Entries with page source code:
○ ○ ○ ○ ○ ○ ○
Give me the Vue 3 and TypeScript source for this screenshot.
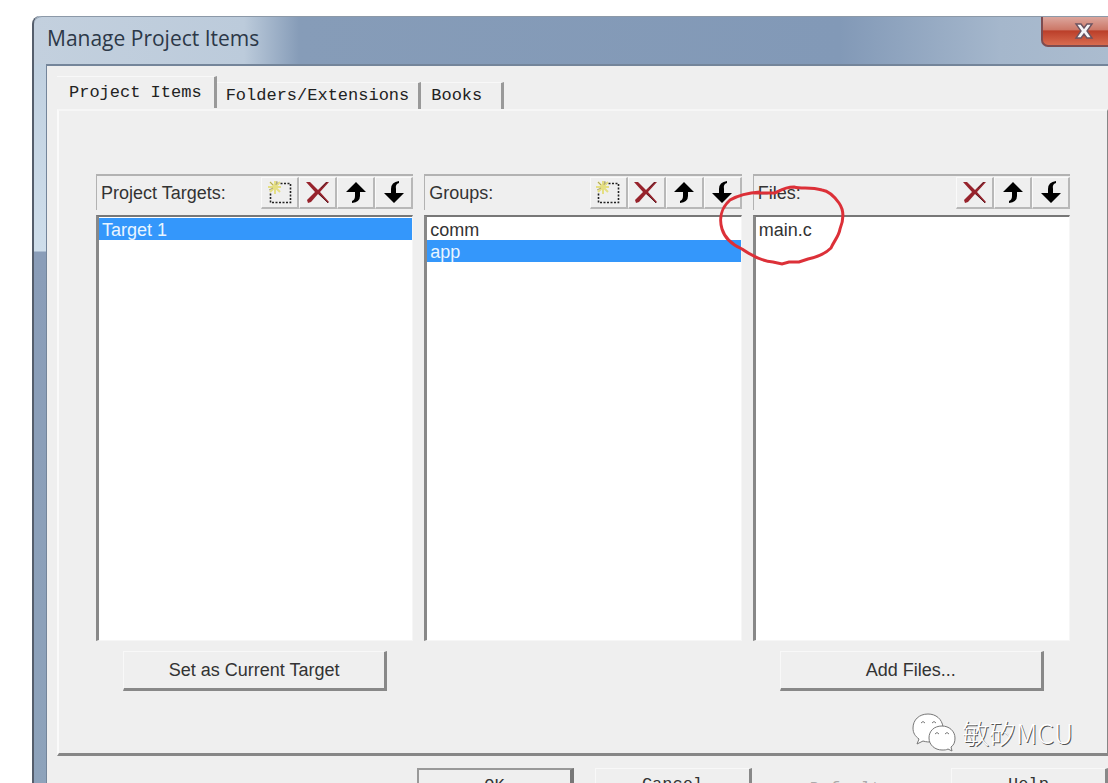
<script setup lang="ts">
import { ref } from 'vue'

type Tool = 'new' | 'delete' | 'up' | 'down'
interface Column {
  title: string
  tools: Tool[]
  items: string[]
  selected: number
  action?: string
}

const labels: Record<Tool, string> = { new: 'New', delete: 'Delete', up: 'Move up', down: 'Move down' }
const tabs = ['Project Items', 'Folders/Extensions', 'Books']
const activeTab = ref(0)
const columns = ref<Column[]>([
  { title: 'Project Targets:', tools: ['new', 'delete', 'up', 'down'], items: ['Target 1'], selected: 0, action: 'Set as Current Target' },
  { title: 'Groups:', tools: ['new', 'delete', 'up', 'down'], items: ['comm', 'app'], selected: 1 },
  { title: 'Files:', tools: ['delete', 'up', 'down'], items: ['main.c'], selected: -1, action: 'Add Files...' },
])
</script>

<template>
  <main class="page">
    <section class="window">
      <header class="titlebar">
        <h1>Manage Project Items</h1>
        <button class="close" aria-label="Close">
          <svg width="20" height="18" viewBox="0 0 20 18"><path d="M2 2h5l3 4 3-4h5l-5 7 5 7h-5l-3-4-3 4H2l5-7z" fill="#f5f5f8" stroke="#6b5360" stroke-width="1.4" /></svg>
        </button>
      </header>
      <div class="client">
        <nav class="tabs" role="tablist">
          <button v-for="(t, i) in tabs" :key="t" role="tab" class="tab" :class="{ active: i === activeTab }" :aria-selected="i === activeTab" @click="activeTab = i">{{ t }}</button>
        </nav>
        <div class="panel">
          <div class="columns">
            <section v-for="(c, ci) in columns" :key="c.title" class="column">
              <div class="head">
                <h2>{{ c.title }}</h2>
                <div class="tools">
                  <button v-for="t in c.tools" :key="t" class="tool" :aria-label="labels[t]">
                    <svg v-if="t === 'new'" width="26" height="26" viewBox="0 0 26 26">
                      <path d="M10 3.5H23.5V22.500H3.500V12" fill="none" stroke="#222" stroke-width="1.6" stroke-dasharray="2 1.5" />
                      <path d="M8 1v13M1 7h13M3 2l10 10M13 2L3 12" stroke="#e5df83" stroke-width="2" />
                      <path d="M3 2l3 3M10 1l-1 4M2 10l4-2" stroke="#aaa36b" stroke-width="1" />
                    </svg>
                    <svg v-else-if="t === 'delete'" width="26" height="26" viewBox="0 0 26 26">
                      <path d="M1 2l4 0 8 8 8-8 3 0-9 10 9 10-1 1-10-9-7 8-3 1-1-3 8-8z" fill="#97232c" />
                      <path d="M14 14l9 9M16 8l6-6" stroke="#5b2027" stroke-width="1" />
                    </svg>
                    <svg v-else-if="t === 'up'" width="26" height="26" viewBox="0 0 26 26">
                      <path d="M13 2l10 10h-6v4q0 6-8 7v-2q3-1 3-5v-4H3z" />
                    </svg>
                    <svg v-else width="26" height="26" viewBox="0 0 26 26">
                      <path d="M18 1v2q-4 1-3 6v4h8L13 23 3 13h7V9q0-7 8-8z" />
                    </svg>
                  </button>
                </div>
              </div>
              <ul class="list" role="listbox" :aria-label="c.title">
                <li v-for="(item, i) in c.items" :key="item" role="option" :aria-selected="i === c.selected" :class="{ selected: i === c.selected }" @click="c.selected = i">{{ item }}</li>
              </ul>
              <button v-if="c.action" class="button action">{{ c.action }}</button>
              <svg v-if="ci === 2" class="marker" width="128" height="86" viewBox="0 0 128 86">
                <path d="M42 9C28 10 19 13 12 17C3 25 1 36 4 46C7 56 15 62 24 66C34 73 44 78 55 79L64 81L71 79L81 79L90 76C99 74 108 70 113 65C116 58 121 53 122 46C126 36 126 27 121 20C116 13 111 8 104 7C92 4 84 6 76 4C67 4 63 7 57 10L36 10" />
              </svg>
            </section>
          </div>
          <div class="watermark">
            <svg width="44" height="40" viewBox="0 0 44 40">
              <path d="M16 1C7 1 1 7 1 15c0 5 2 8 6 11l-2 5 6-3c13 4 21-5 20-14C30 6 24 1 16 1z" />
              <path d="M30 13c-8 0-13 5-13 12s6 12 13 12c3 0 4 0 6-1l4 2-1-4c3-2 4-5 4-9 0-7-6-12-13-12z" />
              <path class="eyes" d="M9 10q2-3 4 0M20 10q2-3 4 0M23 21q2-3 4 0M33 21q2-3 4 0" />
            </svg>
            <span>敏矽MCU</span>
          </div>
        </div>
        <footer class="footer">
          <button class="button default">OK</button>
          <button class="button">Cancel</button>
          <button class="button flat" disabled>Defaults</button>
          <button class="button">Help</button>
        </footer>
      </div>
    </section>
  </main>
</template>

<style>
body { margin: 0; background: #fff; }
</style>

<style scoped>
* { box-sizing: border-box; }
button { font: inherit; color: inherit; padding: 0; border: 0; border-radius: 0; background: none; }
h1, h2 { margin: 0; font-weight: 400; }
svg { display: block; }
.page {
  height: 100vh;
  overflow: hidden;
  padding: 16px 0 0 32px;
  font: 18px/22px "Liberation Sans", Arial, sans-serif;
  color: #333;
}
.window {
  min-height: 100%;
  padding-left: 12px;
  border-left: 2px solid #555e6c;
  border-radius: 8px 0 0 0;
  background: linear-gradient(180deg, #bdcddd 0, #cfdeeb 235px, #8a9db8 236px, #8ea3bb 100%);
}
.titlebar {
  display: flex;
  justify-content: space-between;
  height: 48px;
  margin-left: -12px;
  padding-left: 13px;
  border-top: 1px solid #8c99a8;
  border-radius: 8px 0 0 0;
  background: linear-gradient(90deg, #c3d0de 0, #bccbdb 210px, #869cb8 265px, #8299b7 75%, #a5b7cc 90%, #abbccf 100%);
}
h1 { font: 21px/42px "Open Sans", "Noto Sans", sans-serif; color: #2c3848; }
.close {
  display: grid;
  place-items: center;
  width: 67px;
  height: 30px;
  padding-left: 16px;
  border: 1px solid #7d4c50;
  border-width: 0 0 2px 2px;
  border-radius: 0 0 0 7px;
  background: linear-gradient(#dca69d 0, #cc7868 45%, #bb3f2a 50%, #d86b4f 100%);
}
.client {
  border: 1px solid #74859a;
  border-width: 2px 0 0 1px;
  padding: 14px 0 0 10px;
  background: #efefef;
}
.tabs {
  display: flex;
  align-items: flex-end;
  height: 29px;
  font: 17px/20px "Liberation Mono", monospace;
  color: #222;
}
.tab { height: 27px; padding: 0 9px; border-right: 3px solid #999; border-top: 1px solid #f8f8f8; -webkit-text-stroke: 0 #222; }
.tab.active { height: 32px; align-self: flex-start; padding: 0 12px; margin-top: -4px; }
.tab:last-child { padding: 0 19px 0 10px; }
.panel {
  position: relative;
  padding: 63px 37px 0;
  height: 647px;
  border: 2px solid #868686;
  border-width: 2px 1px 3px 2px;
  border-top-color: #f6f6f6;
  border-left-color: #fafafa;
}
.columns { display: grid; grid-template-columns: repeat(3, 1fr); gap: 11px; }
.column { position: relative; display: flex; flex-direction: column; }
.head {
  display: flex;
  justify-content: space-between;
  align-items: center;
  height: 36px;
  margin-bottom: 5px;
  padding-left: 4px;
  border-top: 2px solid #b2b2b2;
  border-left: 1px solid #b2b2b2;
}
h2 { font-size: 18px; line-height: 22px; }
.tools { display: flex; }
.tool {
  display: grid;
  place-items: center;
  width: 38px;
  height: 32px;
  border: 1px solid #fafafa;
  border-right: 2px solid #b8b8b8;
  border-bottom: 2px solid #b8b8b8;
}
.list {
  height: 426px;
  margin: 0;
  padding: 1px 0 0;
  list-style: none;
  background: #fff;
  border: 1px solid #f6f6f6;
  border-top: 2px solid #777;
  border-left: 3px solid #888;
}
.list li { height: 22px; padding-left: 3px; line-height: 25px; }
.list .selected { background: #3497fb; color: #e9f5ff; }
.button {
  border: 1px solid #f8f8f8;
  border-right: 3px solid #888;
  border-bottom: 3px solid #888;
}
.action { height: 40px; margin: 10px 26px 0 27px; }
.marker { position: absolute; left: -35px; top: 9px; fill: none; stroke: #dc3038; stroke-width: 3; pointer-events: none; }
.watermark {
  position: absolute;
  right: 34px;
  bottom: 0;
  display: flex;
  align-items: center;
  gap: 6px;
  font: 300 27px/38px "Noto Sans CJK SC", sans-serif;
  color: #fff;
  text-shadow: 1px 1px 0 #555;
}
.watermark svg { fill: #fff; stroke: #777; stroke-width: 1; }
.watermark .eyes { fill: none; }
.footer {
  display: flex;
  justify-content: flex-end;
  gap: 21px;
  padding-top: 12px;
  font: 17px/20px "Liberation Mono", monospace;
}
.footer .button { width: 157px; height: 36px; flex: none; }
.footer .default { border: 2px solid #999; border-right: 4px solid #777; }
.footer .flat { padding-top: 8px; border-color: #efefef; color: #aaa; }
</style>
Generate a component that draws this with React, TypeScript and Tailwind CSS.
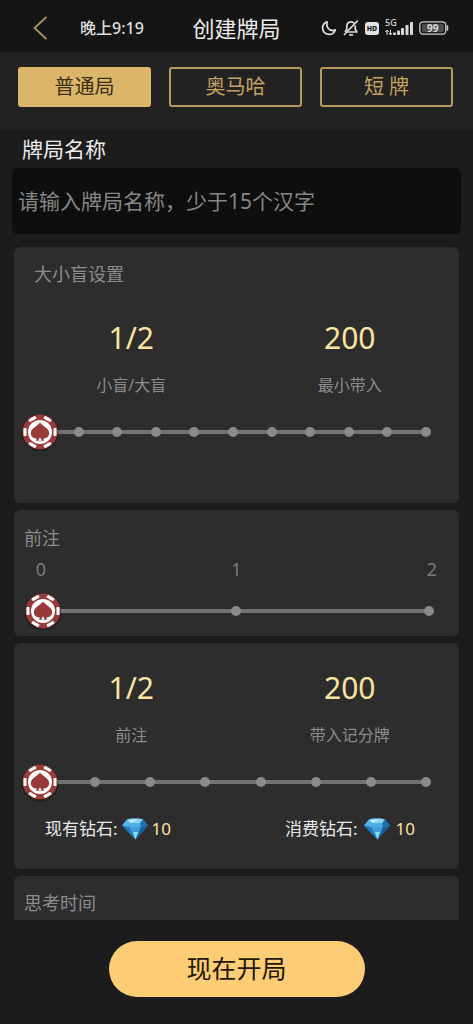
○ ○ ○ ○ ○ ○ ○
Exercise task: Collect every line above that contains the word "TypeScript".

Full output:
Give me the Vue 3 and TypeScript source for this screenshot.
Generate a component that draws this with React, TypeScript and Tailwind CSS.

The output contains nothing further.